Direction: Write the material out again in full, word for word. Do not include the pictures.

Available data:
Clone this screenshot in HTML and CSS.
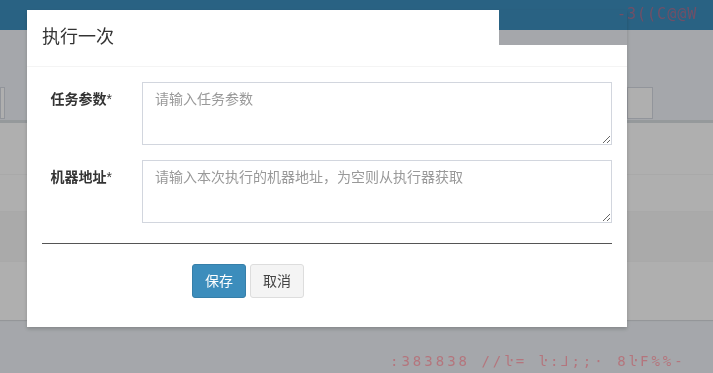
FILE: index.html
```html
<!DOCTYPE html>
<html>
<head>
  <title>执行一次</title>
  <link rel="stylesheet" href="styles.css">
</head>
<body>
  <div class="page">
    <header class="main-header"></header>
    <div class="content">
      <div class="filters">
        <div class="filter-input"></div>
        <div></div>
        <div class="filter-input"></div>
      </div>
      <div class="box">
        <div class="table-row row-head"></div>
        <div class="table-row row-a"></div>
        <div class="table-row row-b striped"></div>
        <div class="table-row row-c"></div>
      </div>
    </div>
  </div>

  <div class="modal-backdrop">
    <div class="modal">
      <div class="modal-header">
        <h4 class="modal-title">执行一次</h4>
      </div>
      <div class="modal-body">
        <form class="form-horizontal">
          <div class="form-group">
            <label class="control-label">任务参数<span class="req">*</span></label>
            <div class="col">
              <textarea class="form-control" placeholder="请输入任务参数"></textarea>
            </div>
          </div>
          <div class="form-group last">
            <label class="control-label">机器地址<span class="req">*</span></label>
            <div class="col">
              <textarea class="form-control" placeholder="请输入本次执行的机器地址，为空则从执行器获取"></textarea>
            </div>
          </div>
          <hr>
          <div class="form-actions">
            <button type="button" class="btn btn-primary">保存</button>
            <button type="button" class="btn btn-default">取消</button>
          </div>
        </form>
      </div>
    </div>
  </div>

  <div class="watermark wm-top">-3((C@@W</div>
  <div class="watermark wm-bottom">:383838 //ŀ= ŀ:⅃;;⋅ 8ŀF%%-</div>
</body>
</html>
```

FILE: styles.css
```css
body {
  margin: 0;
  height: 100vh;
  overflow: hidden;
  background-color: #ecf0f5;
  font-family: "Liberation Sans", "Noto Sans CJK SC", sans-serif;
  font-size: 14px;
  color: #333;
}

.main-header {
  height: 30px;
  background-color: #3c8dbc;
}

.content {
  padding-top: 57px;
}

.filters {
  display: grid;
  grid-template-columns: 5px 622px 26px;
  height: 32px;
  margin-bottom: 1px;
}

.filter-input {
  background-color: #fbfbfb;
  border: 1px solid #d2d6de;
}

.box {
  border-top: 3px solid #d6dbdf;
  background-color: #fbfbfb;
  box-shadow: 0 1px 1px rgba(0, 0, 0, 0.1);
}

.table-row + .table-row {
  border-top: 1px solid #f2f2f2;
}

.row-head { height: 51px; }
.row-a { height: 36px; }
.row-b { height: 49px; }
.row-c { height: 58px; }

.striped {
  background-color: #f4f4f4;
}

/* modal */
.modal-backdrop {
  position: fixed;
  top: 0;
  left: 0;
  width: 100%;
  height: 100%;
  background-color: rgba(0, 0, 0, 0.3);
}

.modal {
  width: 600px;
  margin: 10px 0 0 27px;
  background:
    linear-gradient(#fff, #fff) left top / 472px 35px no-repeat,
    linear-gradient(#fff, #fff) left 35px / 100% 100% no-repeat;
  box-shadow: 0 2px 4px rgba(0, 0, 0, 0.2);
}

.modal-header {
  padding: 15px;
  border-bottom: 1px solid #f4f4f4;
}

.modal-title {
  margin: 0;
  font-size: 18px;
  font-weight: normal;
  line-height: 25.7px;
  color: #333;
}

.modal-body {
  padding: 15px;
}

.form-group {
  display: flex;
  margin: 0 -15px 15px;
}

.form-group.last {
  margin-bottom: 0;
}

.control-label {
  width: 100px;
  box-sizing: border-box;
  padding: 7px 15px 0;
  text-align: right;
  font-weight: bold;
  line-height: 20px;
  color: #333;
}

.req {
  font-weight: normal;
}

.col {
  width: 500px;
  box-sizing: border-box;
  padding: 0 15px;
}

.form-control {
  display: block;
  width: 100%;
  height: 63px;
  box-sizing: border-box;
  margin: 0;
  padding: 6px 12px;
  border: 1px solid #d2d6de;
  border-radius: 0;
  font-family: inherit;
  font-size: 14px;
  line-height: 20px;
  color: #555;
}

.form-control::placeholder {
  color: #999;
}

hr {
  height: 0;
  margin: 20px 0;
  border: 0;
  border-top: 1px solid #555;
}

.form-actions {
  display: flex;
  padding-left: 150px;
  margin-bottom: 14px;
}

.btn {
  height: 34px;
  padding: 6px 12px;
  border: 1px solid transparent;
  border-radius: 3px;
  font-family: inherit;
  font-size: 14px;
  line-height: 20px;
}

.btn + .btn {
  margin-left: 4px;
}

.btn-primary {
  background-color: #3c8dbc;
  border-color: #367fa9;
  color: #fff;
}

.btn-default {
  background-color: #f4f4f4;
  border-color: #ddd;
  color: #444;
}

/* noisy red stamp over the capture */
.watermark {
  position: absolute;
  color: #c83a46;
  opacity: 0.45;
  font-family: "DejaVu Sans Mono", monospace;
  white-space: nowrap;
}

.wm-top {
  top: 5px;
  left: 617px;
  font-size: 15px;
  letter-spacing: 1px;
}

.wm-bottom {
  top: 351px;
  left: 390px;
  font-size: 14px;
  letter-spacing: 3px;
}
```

Answer to the exercise:
Clone this screenshot in HTML and CSS.
FILE: index.html
```html
<!DOCTYPE html>
<html>
<head>
  <title>执行一次</title>
  <link rel="stylesheet" href="styles.css">
</head>
<body>
  <div class="page">
    <header class="main-header"></header>
    <div class="content">
      <div class="filters">
        <div class="filter-input"></div>
        <div></div>
        <div class="filter-input"></div>
      </div>
      <div class="box">
        <div class="table-row row-head"></div>
        <div class="table-row row-a"></div>
        <div class="table-row row-b striped"></div>
        <div class="table-row row-c"></div>
      </div>
    </div>
  </div>

  <div class="modal-backdrop">
    <div class="modal">
      <div class="modal-header">
        <h4 class="modal-title">执行一次</h4>
      </div>
      <div class="modal-body">
        <form class="form-horizontal">
          <div class="form-group">
            <label class="control-label">任务参数<span class="req">*</span></label>
            <div class="col">
              <textarea class="form-control" placeholder="请输入任务参数"></textarea>
            </div>
          </div>
          <div class="form-group last">
            <label class="control-label">机器地址<span class="req">*</span></label>
            <div class="col">
              <textarea class="form-control" placeholder="请输入本次执行的机器地址，为空则从执行器获取"></textarea>
            </div>
          </div>
          <hr>
          <div class="form-actions">
            <button type="button" class="btn btn-primary">保存</button>
            <button type="button" class="btn btn-default">取消</button>
          </div>
        </form>
      </div>
    </div>
  </div>

  <div class="watermark wm-top">-3((C@@W</div>
  <div class="watermark wm-bottom">:383838 //ŀ= ŀ:⅃;;⋅ 8ŀF%%-</div>
</body>
</html>
```

FILE: styles.css
```css
body {
  margin: 0;
  height: 100vh;
  overflow: hidden;
  background-color: #ecf0f5;
  font-family: "Liberation Sans", "Noto Sans CJK SC", sans-serif;
  font-size: 14px;
  color: #333;
}

.main-header {
  height: 30px;
  background-color: #3c8dbc;
}

.content {
  padding-top: 57px;
}

.filters {
  display: grid;
  grid-template-columns: 5px 622px 26px;
  height: 32px;
  margin-bottom: 1px;
}

.filter-input {
  background-color: #fbfbfb;
  border: 1px solid #d2d6de;
}

.box {
  border-top: 3px solid #d6dbdf;
  background-color: #fbfbfb;
  box-shadow: 0 1px 1px rgba(0, 0, 0, 0.1);
}

.table-row + .table-row {
  border-top: 1px solid #f2f2f2;
}

.row-head { height: 51px; }
.row-a { height: 36px; }
.row-b { height: 49px; }
.row-c { height: 58px; }

.striped {
  background-color: #f4f4f4;
}

/* modal */
.modal-backdrop {
  position: fixed;
  top: 0;
  left: 0;
  width: 100%;
  height: 100%;
  background-color: rgba(0, 0, 0, 0.3);
}

.modal {
  width: 600px;
  margin: 10px 0 0 27px;
  background:
    linear-gradient(#fff, #fff) left top / 472px 35px no-repeat,
    linear-gradient(#fff, #fff) left 35px / 100% 100% no-repeat;
  box-shadow: 0 2px 4px rgba(0, 0, 0, 0.2);
}

.modal-header {
  padding: 15px;
  border-bottom: 1px solid #f4f4f4;
}

.modal-title {
  margin: 0;
  font-size: 18px;
  font-weight: normal;
  line-height: 25.7px;
  color: #333;
}

.modal-body {
  padding: 15px;
}

.form-group {
  display: flex;
  margin: 0 -15px 15px;
}

.form-group.last {
  margin-bottom: 0;
}

.control-label {
  width: 100px;
  box-sizing: border-box;
  padding: 7px 15px 0;
  text-align: right;
  font-weight: bold;
  line-height: 20px;
  color: #333;
}

.req {
  font-weight: normal;
}

.col {
  width: 500px;
  box-sizing: border-box;
  padding: 0 15px;
}

.form-control {
  display: block;
  width: 100%;
  height: 63px;
  box-sizing: border-box;
  margin: 0;
  padding: 6px 12px;
  border: 1px solid #d2d6de;
  border-radius: 0;
  font-family: inherit;
  font-size: 14px;
  line-height: 20px;
  color: #555;
}

.form-control::placeholder {
  color: #999;
}

hr {
  height: 0;
  margin: 20px 0;
  border: 0;
  border-top: 1px solid #555;
}

.form-actions {
  display: flex;
  padding-left: 150px;
  margin-bottom: 14px;
}

.btn {
  height: 34px;
  padding: 6px 12px;
  border: 1px solid transparent;
  border-radius: 3px;
  font-family: inherit;
  font-size: 14px;
  line-height: 20px;
}

.btn + .btn {
  margin-left: 4px;
}

.btn-primary {
  background-color: #3c8dbc;
  border-color: #367fa9;
  color: #fff;
}

.btn-default {
  background-color: #f4f4f4;
  border-color: #ddd;
  color: #444;
}

/* noisy red stamp over the capture */
.watermark {
  position: absolute;
  color: #c83a46;
  opacity: 0.45;
  font-family: "DejaVu Sans Mono", monospace;
  white-space: nowrap;
}

.wm-top {
  top: 5px;
  left: 617px;
  font-size: 15px;
  letter-spacing: 1px;
}

.wm-bottom {
  top: 351px;
  left: 390px;
  font-size: 14px;
  letter-spacing: 3px;
}
```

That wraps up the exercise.